If outsiders are required to fill skilled posts, the area needs to be able to attract those individuals. Housing along with local amenities and services will be key. Again, this requires a coordinated approach across government departments and recognition and consistent action at local level, e.g. in planning decisions.
The criteria for selecting areas
Having specified the mechanism by which a policy is expected to bring about local benefits, the decision where to intervene must be based on the following criteria: by how much could local residents benefit and the extent to which the conditions for realising those benefits are in place.
An economic and social audit of the potential areas should be undertaken to assess the extent to which the policy plays to a locality’s comparative advantages and whether it is well placed to capture the benefits of the proposed initiative.

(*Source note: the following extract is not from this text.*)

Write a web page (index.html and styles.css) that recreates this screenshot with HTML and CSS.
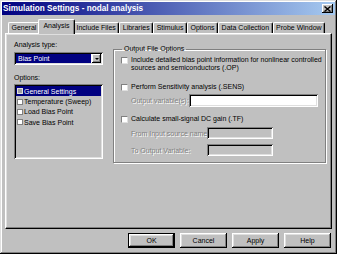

The first criterion should aim to reflect both the comparative advantage of a particular place and the size of value at stake. Areas around the country enjoy natural or historic comparative advantages that should guide policy decisions. Rural, brownfield locations may offer abundant land at a low cost, suitable for businesses for which space is a key input, such as manufacturing or logistics. Alternatively, areas of natural beauty close to large cities may present perfect opportunities for commuters or for hi-tech service-based businesses that rely on deep pools of skilled labour. In the case of freeports, coastal spots with good links to major road networks or centres of demand may have a particular comparative advantage. In addition, there should be recognition of the potential value to be generated in the area if the policy can successfully benefit local people. For freeports, this might suggest favouring places where a lot of people are out of work or are in low-paid employment. This could be considered the “size of the prize” that could be unlocked if the policy is successful.
The second criterion refers back to the extent to which the conditions are in place for local benefits to be realised. In the case of freeports, it might make sense to target areas where the local population has transferable skills or could be trained to take up new jobs. Where an influx of skilled labour is key, it may be appropriate to select areas with available housing and amenities likely to attract those workers.
There will be inevitable tensions in this process. Some areas may already meet the necessary conditions and so can realise the advertised benefits quickly. However, these may also be the parts of the country which are least disadvantaged in the first place and hence have less to gain from the intervention overall. Other, deprived areas may tick fewer of the relevant boxes but might benefit more if policy could be coordinated to overcome the other barriers. Policymakers may wish to select areas across this spectrum with differing starting conditions.
The consequences for other areas
Not every area can expect to develop the next high-tech cluster or benefit from the relocation of a government department or, indeed, from a new freeport.
Localities that are not successful need to be given feedback about why they were not selected and what their application and local audit suggest could work for them. This feedback should reflect on the types of policy intervention that might be more appropriate and could provide links to relevant policies or departments. For example, some places may benefit from investment in their local environment (green spaces, cultural activities, etc) or housing to attract people who would commute to nearby centres of economic activity. Others may demonstrate a comparative advantage in being able to expand tourism or offer cheap land for manufacturing businesses. It is critical that the recommendations reflect local conditions. There is no one-size-fits-all here. If freeports are not the answer, then what is?
Finally, the government should ensure wherever possible that any policy intervention incorporates an evaluation of planned area-based initiatives. This is particularly important where measures target a spectrum of areas, giving scope to compare outcomes to understand policy effectiveness.